Welcome to the world of patient communities, and why they’re so important to people who work in the health care industry. The internet’s universal ability for infinte expansion means that for any condition you can imagine, there is probably a patient group online.
Here are some things to know:
Many communities were started by patients themselves, so their leadership is often extremely passionate.
Most communities, like most patient support groups, are understaffed, under-resourced, overworked – and, therefore, open to and appreciative of intelligent, respectful partnerships that help them achieve their goals.
Because they are so passionate, yet so overworked, they – rightly so – have no patience for ill-thought-out industry proposals that would be counterproductive to their goals and ideals.
Here are some things to consider:
These communities can be a hugely important venue for clinical-trial recruitment.
When product promotion is inopportune or inappropriate, don’t forget that collaborations increasing public awareness of the condition, or that might also increase patient awareness of your company, can be exactly what meets your objectives.

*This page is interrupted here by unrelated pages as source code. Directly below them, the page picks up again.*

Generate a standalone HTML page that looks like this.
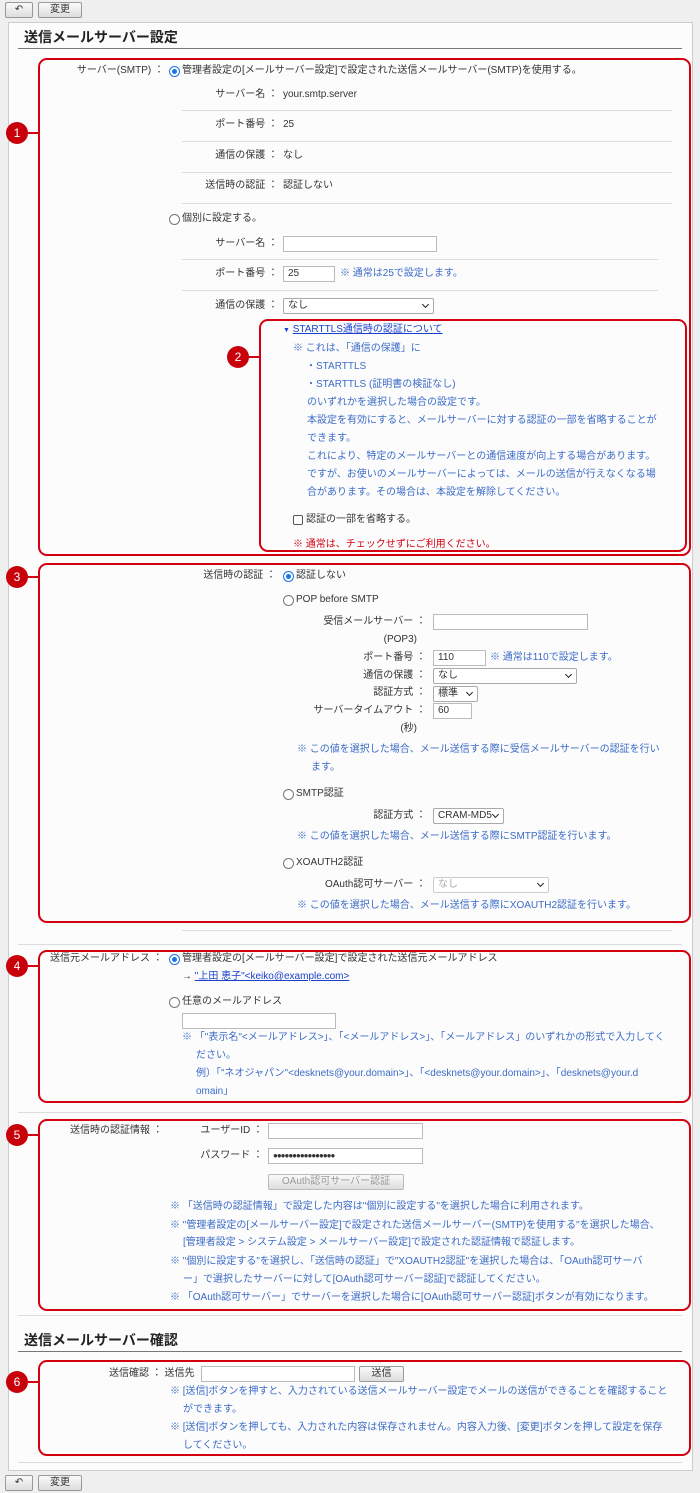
<!DOCTYPE html>
<html><head><meta charset="utf-8">
<style>
*{margin:0;padding:0;box-sizing:border-box}
body{width:700px;height:1493px;background:#efefef;font-family:"Liberation Sans","Noto Sans CJK JP",sans-serif;font-size:10px;color:#333;position:relative;overflow:hidden}
.a{position:absolute}
.t{position:absolute;line-height:14px;white-space:nowrap}
.r{text-align:right}
.n{color:#3b6bc7}
.red{color:#d4000f}
.bx{position:absolute;border:2px solid #d4000f;border-radius:9px}
.c{position:absolute;width:22px;height:22px;border-radius:50%;background:#c8000a;color:#fff;font-size:12px;line-height:22px;text-align:center}
.ln{position:absolute;height:2px;background:#d4000f}
.hr{position:absolute;height:1px;background:#dcdcdc}
.in{position:absolute;background:#fff;border:1px solid #bbb;height:16px;font-size:10px;line-height:14px;padding-left:4px}
.sel{position:absolute;background:#fff;border:1px solid #aaa;height:16px;line-height:14px;padding-left:4px;border-radius:2px}
.sel:after{content:"";position:absolute;right:5px;top:3px;width:4px;height:4px;border-right:1.5px solid #222;border-bottom:1.5px solid #222;transform:rotate(45deg)}
.rad{position:absolute;width:11px;height:11px;border-radius:50%;border:1px solid #777;background:#fff}
.rad.on{border-color:#1a73e8}
.rad.on:after{content:"";position:absolute;left:2px;top:2px;width:5px;height:5px;border-radius:50%;background:#1a73e8}
.btn{position:absolute;border:1px solid #999;border-radius:2px;background:linear-gradient(#fafafa,#ddd);text-align:center;line-height:14px;height:16px}
h2{position:absolute;font-size:14px;font-weight:bold;color:#222}
</style></head><body>
<!-- top bar -->
<div class="btn" style="left:5px;top:2px;width:28px">&#x21B6;</div>
<div class="btn" style="left:38px;top:2px;width:44px">変更</div>
<div class="a" style="left:8px;top:22px;width:685px;height:1449px;background:#fcfcfc;border:1px solid #ccc"></div>
<div class="btn" style="left:5px;top:1475px;width:28px">&#x21B6;</div>
<div class="btn" style="left:38px;top:1475px;width:44px">変更</div>

<h2 style="left:24px;top:27px">送信メールサーバー設定</h2>
<div class="a" style="left:18px;top:48px;width:664px;height:1px;background:#777"></div>

<!-- section 1 -->
<div class="bx" style="left:38px;top:58px;width:653px;height:498px"></div>
<div class="c" style="left:6px;top:122px">1</div><div class="ln" style="left:26px;top:132px;width:13px"></div>
<div class="t r" style="left:40px;top:64px;width:124px">サーバー(SMTP) ：</div>
<div class="rad on" style="left:169px;top:66px"></div>
<div class="t" style="left:182px;top:64px">管理者設定の[メールサーバー設定]で設定された送信メールサーバー(SMTP)を使用する。</div>
<div class="t r" style="left:180px;top:88px;width:98px">サーバー名 ：</div><div class="t" style="left:283px;top:88px">your.smtp.server</div>
<div class="hr" style="left:182px;top:110px;width:490px"></div>
<div class="t r" style="left:180px;top:118px;width:98px">ポート番号 ：</div><div class="t" style="left:283px;top:118px">25</div>
<div class="hr" style="left:182px;top:141px;width:490px"></div>
<div class="t r" style="left:180px;top:149px;width:98px">通信の保護 ：</div><div class="t" style="left:283px;top:149px">なし</div>
<div class="hr" style="left:182px;top:172px;width:490px"></div>
<div class="t r" style="left:170px;top:179px;width:108px">送信時の認証 ：</div><div class="t" style="left:283px;top:179px">認証しない</div>
<div class="hr" style="left:182px;top:203px;width:490px"></div>
<div class="rad" style="left:169px;top:214px"></div>
<div class="t" style="left:182px;top:212px">個別に設定する。</div>
<div class="t r" style="left:180px;top:237px;width:98px">サーバー名 ：</div><div class="in" style="left:283px;top:236px;width:154px"></div>
<div class="hr" style="left:182px;top:259px;width:476px"></div>
<div class="t r" style="left:180px;top:267px;width:98px">ポート番号 ：</div><div class="in" style="left:283px;top:266px;width:52px">25</div>
<div class="t n" style="left:340px;top:267px">※ 通常は25で設定します。</div>
<div class="hr" style="left:182px;top:290px;width:476px"></div>
<div class="t r" style="left:180px;top:299px;width:98px">通信の保護 ：</div><div class="sel" style="left:283px;top:298px;width:151px">なし</div>

<div class="bx" style="left:259px;top:319px;width:428px;height:233px"></div>
<div class="c" style="left:227px;top:346px">2</div><div class="ln" style="left:247px;top:356px;width:13px"></div>
<div class="t" style="left:283px;top:323px;color:#1a3fcf"><span style="font-size:7px">▼</span> <u>STARTTLS通信時の認証について</u></div>
<div class="t n" style="left:293px;top:342px">※ これは、「通信の保護」に</div>
<div class="t n" style="left:306px;top:360px">・STARTTLS</div>
<div class="t n" style="left:306px;top:378px">・STARTTLS (証明書の検証なし)</div>
<div class="t n" style="left:307px;top:396px">のいずれかを選択した場合の設定です。</div>
<div class="t n" style="left:307px;top:414px">本設定を有効にすると、メールサーバーに対する認証の一部を省略することが</div>
<div class="t n" style="left:307px;top:432px">できます。</div>
<div class="t n" style="left:307px;top:450px">これにより、特定のメールサーバーとの通信速度が向上する場合があります。</div>
<div class="t n" style="left:307px;top:468px">ですが、お使いのメールサーバーによっては、メールの送信が行えなくなる場</div>
<div class="t n" style="left:307px;top:486px">合があります。その場合は、本設定を解除してください。</div>
<div class="a" style="left:293px;top:515px;width:10px;height:10px;border:1px solid #555;border-radius:2px;background:#fff"></div>
<div class="t" style="left:306px;top:513px">認証の一部を省略する。</div>
<div class="t red" style="left:293px;top:538px">※ 通常は、チェックせずにご利用ください。</div>

<!-- section 3 -->
<div class="bx" style="left:38px;top:563px;width:653px;height:360px"></div>
<div class="c" style="left:6px;top:566px">3</div><div class="ln" style="left:26px;top:576px;width:13px"></div>
<div class="t r" style="left:170px;top:569px;width:106px">送信時の認証 ：</div>
<div class="rad on" style="left:283px;top:571px"></div><div class="t" style="left:296px;top:569px">認証しない</div>
<div class="rad" style="left:283px;top:595px"></div><div class="t" style="left:296px;top:593px">POP before SMTP</div>
<div class="t r" style="left:290px;top:615px;width:136px">受信メールサーバー ：</div><div class="in" style="left:433px;top:614px;width:155px"></div>
<div class="t r" style="left:350px;top:633px;width:67px">(POP3)</div>
<div class="t r" style="left:300px;top:651px;width:126px">ポート番号 ：</div><div class="in" style="left:433px;top:650px;width:53px">110</div>
<div class="t n" style="left:490px;top:651px">※ 通常は110で設定します。</div>
<div class="t r" style="left:300px;top:669px;width:126px">通信の保護 ：</div><div class="sel" style="left:433px;top:668px;width:144px">なし</div>
<div class="t r" style="left:300px;top:686px;width:126px">認証方式 ：</div><div class="sel" style="left:433px;top:686px;width:45px">標準</div>
<div class="t r" style="left:290px;top:704px;width:136px">サーバータイムアウト ：</div><div class="in" style="left:433px;top:703px;width:39px">60</div>
<div class="t r" style="left:350px;top:722px;width:67px">(秒)</div>
<div class="t n" style="left:297px;top:743px">※ この値を選択した場合、メール送信する際に受信メールサーバーの認証を行い</div>
<div class="t n" style="left:311px;top:761px">ます。</div>
<div class="rad" style="left:283px;top:789px"></div><div class="t" style="left:296px;top:787px">SMTP認証</div>
<div class="t r" style="left:300px;top:809px;width:126px">認証方式 ：</div><div class="sel" style="left:433px;top:808px;width:71px">CRAM-MD5</div>
<div class="t n" style="left:297px;top:830px">※ この値を選択した場合、メール送信する際にSMTP認証を行います。</div>
<div class="rad" style="left:283px;top:858px"></div><div class="t" style="left:296px;top:856px">XOAUTH2認証</div>
<div class="t r" style="left:290px;top:878px;width:136px">OAuth認可サーバー ：</div><div class="sel" style="left:433px;top:877px;width:116px;color:#aaa;border-color:#ccc">なし</div>
<div class="t n" style="left:297px;top:899px">※ この値を選択した場合、メール送信する際にXOAUTH2認証を行います。</div>
<div class="hr" style="left:182px;top:930px;width:490px"></div>
<div class="hr" style="left:18px;top:944px;width:664px"></div>

<!-- section 4 -->
<div class="bx" style="left:38px;top:950px;width:653px;height:153px"></div>
<div class="c" style="left:6px;top:955px">4</div><div class="ln" style="left:26px;top:965px;width:13px"></div>
<div class="t" style="left:50px;top:952px">送信元メールアドレス ：</div>
<div class="rad on" style="left:169px;top:954px"></div>
<div class="t" style="left:182px;top:952px">管理者設定の[メールサーバー設定]で設定された送信元メールアドレス</div>
<div class="t" style="left:182px;top:970px">→ <u style="color:#1a3fcf">"上田 恵子"&lt;keiko@example.com&gt;</u></div>
<div class="rad" style="left:169px;top:997px"></div><div class="t" style="left:182px;top:995px">任意のメールアドレス</div>
<div class="in" style="left:182px;top:1013px;width:154px"></div>
<div class="t n" style="left:182px;top:1031px">※ 「"表示名"&lt;メールアドレス&gt;」、「&lt;メールアドレス&gt;」、「メールアドレス」のいずれかの形式で入力してく</div>
<div class="t n" style="left:196px;top:1049px">ださい。</div>
<div class="t n" style="left:196px;top:1067px">例）「"ネオジャパン"&lt;desknets@your.domain&gt;」、「&lt;desknets@your.domain&gt;」、「desknets@your.d</div>
<div class="t n" style="left:196px;top:1085px">omain」</div>
<div class="hr" style="left:18px;top:1112px;width:664px"></div>

<!-- section 5 -->
<div class="bx" style="left:38px;top:1119px;width:653px;height:192px"></div>
<div class="c" style="left:6px;top:1124px">5</div><div class="ln" style="left:26px;top:1134px;width:13px"></div>
<div class="t" style="left:70px;top:1124px">送信時の認証情報 ：</div>
<div class="t r" style="left:180px;top:1124px;width:83px">ユーザーID ：</div><div class="in" style="left:268px;top:1123px;width:155px"></div>
<div class="t r" style="left:180px;top:1149px;width:83px">パスワード ：</div><div class="in" style="left:268px;top:1148px;width:155px;font-size:8px;letter-spacing:-1px">●●●●●●●●●●●●●●●●</div>
<div class="btn" style="left:268px;top:1174px;width:136px;color:#999;border-color:#bbb">OAuth認可サーバー認証</div>
<div class="t n" style="left:170px;top:1200px">※ 「送信時の認証情報」で設定した内容は"個別に設定する"を選択した場合に利用されます。</div>
<div class="t n" style="left:170px;top:1219px">※ "管理者設定の[メールサーバー設定]で設定された送信メールサーバー(SMTP)を使用する"を選択した場合、</div>
<div class="t n" style="left:183px;top:1236px">[管理者設定 &gt; システム設定 &gt; メールサーバー設定]で設定された認証情報で認証します。</div>
<div class="t n" style="left:170px;top:1255px">※ "個別に設定する"を選択し、「送信時の認証」で"XOAUTH2認証"を選択した場合は、「OAuth認可サーバ</div>
<div class="t n" style="left:183px;top:1273px">ー」で選択したサーバーに対して[OAuth認可サーバー認証]で認証してください。</div>
<div class="t n" style="left:170px;top:1291px">※ 「OAuth認可サーバー」でサーバーを選択した場合に[OAuth認可サーバー認証]ボタンが有効になります。</div>
<div class="hr" style="left:18px;top:1315px;width:664px"></div>

<h2 style="left:24px;top:1330px">送信メールサーバー確認</h2>
<div class="a" style="left:18px;top:1351px;width:664px;height:1px;background:#777"></div>

<!-- section 6 -->
<div class="bx" style="left:38px;top:1360px;width:653px;height:96px"></div>
<div class="c" style="left:6px;top:1371px">6</div><div class="ln" style="left:26px;top:1381px;width:13px"></div>
<div class="t" style="left:109px;top:1367px">送信確認 ： 送信先</div>
<div class="in" style="left:201px;top:1366px;width:154px"></div>
<div class="btn" style="left:359px;top:1366px;width:45px">送信</div>
<div class="t n" style="left:170px;top:1385px">※ [送信]ボタンを押すと、入力されている送信メールサーバー設定でメールの送信ができることを確認すること</div>
<div class="t n" style="left:183px;top:1403px">ができます。</div>
<div class="t n" style="left:170px;top:1421px">※ [送信]ボタンを押しても、入力された内容は保存されません。内容入力後、[変更]ボタンを押して設定を保存</div>
<div class="t n" style="left:183px;top:1439px">してください。</div>
<div class="hr" style="left:18px;top:1462px;width:664px"></div>
</body></html>
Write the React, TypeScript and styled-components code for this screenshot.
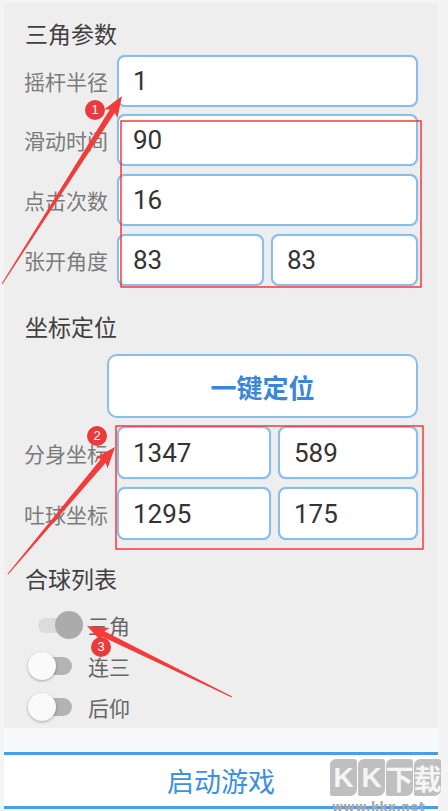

Even if you don’t see an immediate opportunity for partnership, go anyway and read, read, read. Sometimes working in the pharmaceutical industry separates you from the actual patients your work is helping. Reconnect with the end users of your products. See what their lives are like and what matters most to them.
Here are a few we find particularly intelligent, engaging, or otherwise interesting.
Real Mental Health is dedicated specifically to people with mental illnesses.
CarePages is slightly different, in that it is a venue for patients (or their family) to start blogs.
Planet Cancer is an example of a more specialized community: it’s a ribald, in-your-face, pull-no-punches community (with taglines like “Cancer: there are easier ways to build character” and “We’ve done drugs Keith Richards never heard of”) for young adults with cancer.
And for a wiki on patient communities both organic and brand-sponsored, check the Dose of Digital wiki.
Now, though: as a patient, a family member, or in your day job as a pharma professional, do you know a great patient community? Or, have you developed great tactics for working with a patient social network?